The tractor leading the pack at Te Awamutu's Groundswell NZ protest. Photo/Kate Durie.

Farmers gathered at the closed Bunnings Warehouse Te Awamutu carpark for the nationwide Groundswell NZ protest at 11.30am on Thursday, October 20.

They drove up Main St, turned around at the Redoubt Bar & Eatery and headed down to the Repco roundabout, doing laps of that circuit.

Farmers from Ōtorohanga and Te Kuiti also travelled to Te Awamutu.

In attendance were former mayoral candidate Bernard Westerbaan and Te Awamutu-Kihikihi Community Subdivision board member, Sally Whitaker.

Free coffee was provided to Groundswell members from the Heartland New Zealand Party.
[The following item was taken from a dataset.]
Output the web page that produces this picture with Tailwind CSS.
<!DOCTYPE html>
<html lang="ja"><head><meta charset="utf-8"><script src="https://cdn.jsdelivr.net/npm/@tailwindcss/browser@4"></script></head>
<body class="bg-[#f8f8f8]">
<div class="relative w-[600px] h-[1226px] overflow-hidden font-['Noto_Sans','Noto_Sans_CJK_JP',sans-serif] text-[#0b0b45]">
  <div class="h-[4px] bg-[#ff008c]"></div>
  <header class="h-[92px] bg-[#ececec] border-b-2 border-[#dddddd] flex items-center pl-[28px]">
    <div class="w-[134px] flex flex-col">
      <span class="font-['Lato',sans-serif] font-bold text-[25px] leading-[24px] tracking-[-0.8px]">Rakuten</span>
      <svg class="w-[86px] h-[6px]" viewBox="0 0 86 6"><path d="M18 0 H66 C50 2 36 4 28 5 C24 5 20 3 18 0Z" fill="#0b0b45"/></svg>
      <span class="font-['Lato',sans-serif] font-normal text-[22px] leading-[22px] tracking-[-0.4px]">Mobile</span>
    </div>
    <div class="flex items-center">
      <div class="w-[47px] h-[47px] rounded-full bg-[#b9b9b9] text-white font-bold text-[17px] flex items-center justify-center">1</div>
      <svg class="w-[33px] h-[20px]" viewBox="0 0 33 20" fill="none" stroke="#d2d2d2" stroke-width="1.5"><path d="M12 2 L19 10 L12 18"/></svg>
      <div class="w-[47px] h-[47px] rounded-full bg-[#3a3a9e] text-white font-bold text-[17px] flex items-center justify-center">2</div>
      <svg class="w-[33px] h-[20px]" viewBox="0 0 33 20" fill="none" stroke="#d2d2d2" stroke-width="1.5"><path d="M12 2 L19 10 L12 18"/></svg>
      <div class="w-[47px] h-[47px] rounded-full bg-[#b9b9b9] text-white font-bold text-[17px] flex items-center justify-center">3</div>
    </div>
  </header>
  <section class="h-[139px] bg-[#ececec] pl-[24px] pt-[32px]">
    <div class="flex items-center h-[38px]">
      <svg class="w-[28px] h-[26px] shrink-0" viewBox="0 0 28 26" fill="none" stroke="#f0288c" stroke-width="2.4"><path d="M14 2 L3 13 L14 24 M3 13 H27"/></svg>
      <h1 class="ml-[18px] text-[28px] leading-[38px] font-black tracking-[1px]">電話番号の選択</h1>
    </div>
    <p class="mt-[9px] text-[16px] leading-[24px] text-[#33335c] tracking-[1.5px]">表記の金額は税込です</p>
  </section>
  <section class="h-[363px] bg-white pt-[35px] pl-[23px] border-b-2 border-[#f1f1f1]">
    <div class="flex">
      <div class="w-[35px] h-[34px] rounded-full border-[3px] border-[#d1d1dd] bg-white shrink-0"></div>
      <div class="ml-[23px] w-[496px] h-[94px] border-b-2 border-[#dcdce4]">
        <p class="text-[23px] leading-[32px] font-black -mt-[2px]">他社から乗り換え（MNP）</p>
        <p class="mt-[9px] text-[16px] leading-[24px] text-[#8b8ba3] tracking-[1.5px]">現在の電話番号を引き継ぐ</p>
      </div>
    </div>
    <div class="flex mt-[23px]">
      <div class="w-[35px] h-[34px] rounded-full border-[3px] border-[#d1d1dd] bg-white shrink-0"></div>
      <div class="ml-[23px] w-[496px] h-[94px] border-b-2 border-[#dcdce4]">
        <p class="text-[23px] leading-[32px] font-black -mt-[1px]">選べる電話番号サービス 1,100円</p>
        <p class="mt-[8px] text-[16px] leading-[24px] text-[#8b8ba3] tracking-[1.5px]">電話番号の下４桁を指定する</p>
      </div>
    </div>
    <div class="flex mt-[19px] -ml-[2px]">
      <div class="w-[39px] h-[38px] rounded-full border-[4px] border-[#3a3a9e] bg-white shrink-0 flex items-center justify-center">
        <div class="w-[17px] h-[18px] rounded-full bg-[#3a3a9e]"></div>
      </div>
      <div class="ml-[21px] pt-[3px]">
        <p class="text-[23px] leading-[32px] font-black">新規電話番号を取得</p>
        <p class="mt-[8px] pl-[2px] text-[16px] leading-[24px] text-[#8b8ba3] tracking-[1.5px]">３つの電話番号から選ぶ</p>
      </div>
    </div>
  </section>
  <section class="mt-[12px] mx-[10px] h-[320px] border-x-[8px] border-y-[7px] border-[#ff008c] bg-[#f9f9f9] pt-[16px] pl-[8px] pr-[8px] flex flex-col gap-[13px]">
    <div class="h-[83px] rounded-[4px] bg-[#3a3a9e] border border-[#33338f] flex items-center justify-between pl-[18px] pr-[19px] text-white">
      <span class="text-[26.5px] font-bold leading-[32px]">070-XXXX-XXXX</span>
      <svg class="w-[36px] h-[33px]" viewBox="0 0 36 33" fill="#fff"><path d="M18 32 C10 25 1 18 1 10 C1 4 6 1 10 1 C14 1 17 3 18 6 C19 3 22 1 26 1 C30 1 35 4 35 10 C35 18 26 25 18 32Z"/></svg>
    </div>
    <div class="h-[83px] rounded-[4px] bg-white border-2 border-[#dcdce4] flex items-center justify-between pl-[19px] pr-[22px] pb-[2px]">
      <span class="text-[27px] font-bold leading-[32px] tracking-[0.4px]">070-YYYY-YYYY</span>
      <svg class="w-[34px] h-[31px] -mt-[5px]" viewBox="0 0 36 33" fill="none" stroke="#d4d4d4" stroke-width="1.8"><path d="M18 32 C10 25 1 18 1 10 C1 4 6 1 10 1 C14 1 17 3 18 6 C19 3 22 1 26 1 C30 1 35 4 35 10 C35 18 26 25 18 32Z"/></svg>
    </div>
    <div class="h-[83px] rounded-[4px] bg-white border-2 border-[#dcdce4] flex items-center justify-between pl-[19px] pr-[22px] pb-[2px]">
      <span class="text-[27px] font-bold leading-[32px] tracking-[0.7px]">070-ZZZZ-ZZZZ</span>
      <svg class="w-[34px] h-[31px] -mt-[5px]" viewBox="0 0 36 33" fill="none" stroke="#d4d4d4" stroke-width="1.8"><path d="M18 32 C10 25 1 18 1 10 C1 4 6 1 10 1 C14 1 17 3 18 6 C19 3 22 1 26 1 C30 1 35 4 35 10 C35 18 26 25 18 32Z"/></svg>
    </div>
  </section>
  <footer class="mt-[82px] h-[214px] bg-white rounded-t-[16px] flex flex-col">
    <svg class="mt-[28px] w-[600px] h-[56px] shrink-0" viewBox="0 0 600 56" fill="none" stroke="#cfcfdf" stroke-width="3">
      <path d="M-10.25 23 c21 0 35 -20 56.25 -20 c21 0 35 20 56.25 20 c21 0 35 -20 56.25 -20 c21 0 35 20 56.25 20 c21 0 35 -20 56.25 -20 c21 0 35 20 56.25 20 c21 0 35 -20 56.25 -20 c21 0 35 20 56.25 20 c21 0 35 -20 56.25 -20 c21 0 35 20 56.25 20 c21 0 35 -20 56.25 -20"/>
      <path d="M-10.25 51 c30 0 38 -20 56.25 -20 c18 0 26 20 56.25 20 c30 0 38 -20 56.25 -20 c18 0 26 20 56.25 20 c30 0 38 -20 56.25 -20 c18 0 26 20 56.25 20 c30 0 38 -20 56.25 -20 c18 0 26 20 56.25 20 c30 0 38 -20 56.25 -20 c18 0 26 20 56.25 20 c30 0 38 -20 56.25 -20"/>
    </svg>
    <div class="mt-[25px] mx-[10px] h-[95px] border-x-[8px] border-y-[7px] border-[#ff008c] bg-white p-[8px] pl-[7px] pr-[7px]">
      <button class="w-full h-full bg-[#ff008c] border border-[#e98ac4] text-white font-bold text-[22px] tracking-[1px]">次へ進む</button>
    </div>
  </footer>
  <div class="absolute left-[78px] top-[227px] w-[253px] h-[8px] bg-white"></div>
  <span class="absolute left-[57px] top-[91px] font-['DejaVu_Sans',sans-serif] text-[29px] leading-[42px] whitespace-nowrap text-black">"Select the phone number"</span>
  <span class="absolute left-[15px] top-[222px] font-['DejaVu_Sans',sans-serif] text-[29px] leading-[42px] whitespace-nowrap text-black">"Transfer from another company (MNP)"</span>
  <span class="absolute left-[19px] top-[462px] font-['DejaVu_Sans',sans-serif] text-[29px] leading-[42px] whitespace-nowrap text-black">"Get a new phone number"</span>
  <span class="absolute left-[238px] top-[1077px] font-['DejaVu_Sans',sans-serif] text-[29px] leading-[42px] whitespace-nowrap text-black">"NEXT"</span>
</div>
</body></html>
Founded in 2020, the party is rural-based, and opposes the New Zealand Emissions Trading Scheme, the Paris Agreement, and attempts to limit the environmental impacts of agriculture.

Groundswell NZ is a grassroots volunteer-driven advocacy group seeking a halt to, and rewrite, what it says are unworkable regulations that unfairly affect farmers and rural communities.

This advocacy group was founded in 2020 by southern farmers, Bryce McKenzie and Laurie Paterson.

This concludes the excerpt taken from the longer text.